CEO Miles Roberts said: “We are delighted with our volume growth which has significantly accelerated to over 5%, fuelled by success with e-commerce and pan-European customers.
“Structural shifts, including changes in consumer preferences, the increased relevance of our packaging at point-of-sale, and the rise in e-commerce are all underpinning the growth of packaging. The strong customer demand has driven performance and our operating margin is in line with our expectations, despite the substantial input cost pressures in the period, which we continue to recover as planned.
“Integration of our recently acquired North American business is going very well and we have been delighted by the reaction from both employees and customers. The proposed acquisition in Romania is on track to complete in January 2018. We continue to see exciting opportunities for growth, both in Europe and in North America, and, accordingly, the board remains confident about the outlook for DS Smith.”
Shares in the group leapt 3.5% to 558p as markets opened this morning.
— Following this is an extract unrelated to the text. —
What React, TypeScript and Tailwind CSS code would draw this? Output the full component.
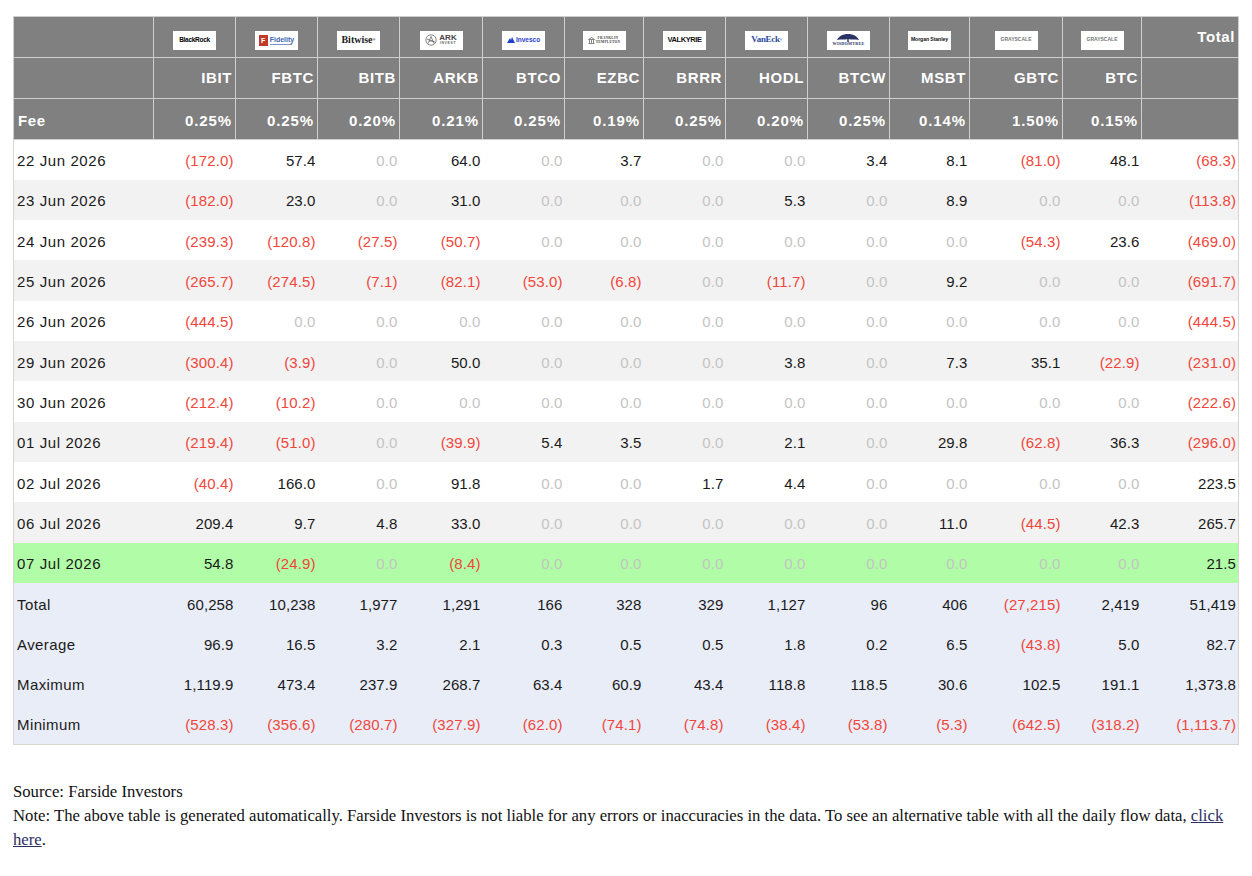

Irn-Bru maker AG Barr (BAG) has announced that Susan Barratt will join the board as an independent non-executive director with effect from 28 January 2018. Barratt is currently CEO of snack manufacturer Natures Way Foods, a role she has held for 10 years.
Following her BA in economics from Reading University, she qualified as a chartered accountant and has spent much of her career in financial roles, including senior finance roles in Whitbread, Laurel Pub Company and Eldridge Pope, where she moved from finance director to CEO.
AG Barr chairman John Nicolson said: “We look forward to welcoming Susan to our board in January 2018. Susan brings a wealth of valuable experience in the UK customer space and will support the continued development of our board capabilities.”
Yesterday in the City
Whitbread (WTB) had one of its best days in 2017 as it was revealed a hedge fund has taken a 3.4% in the Costa Coffee and Premier Inn owner, sparking speculation the group could be broken up. The stock leapt 7.6% to 3,990p on the news.
British American Tobacco (BAT) was one of the biggest of the FTSE 100 fmcg risers yesterday, climbing 3.7% to 5,028p. Fellow tobacco giant Imperial Brands (IMB) also rose 1.7% to 3,086p.
WH Smith (SMWH), Greggs (GRG) and Reckitt Benckiser (RB) were also among the climbers, up 2.3% to 2,161p, 2.1% to 1,343p and 2.1% to 6,551p respectively.
The listed supermarkets all had a good day, with Morrisons (MRW) leading the way, up 1.8% to 222.8p, Sainsbury’s (SBRY) recording an increase of 1.3% to 242.3p and Tesco (TSCO) up 203.4p. Ocado (OCDO) also nudged up 0.4% to 350.4p.
Cranswick (CWK) was one of the heaviest fallers of the big stocks, down 1.3% to 3,055p, along with Coca-Cola HBC, down 0.8% to 2,332p. Greencore (GNC) also slipped by 0.4% to 218.1p.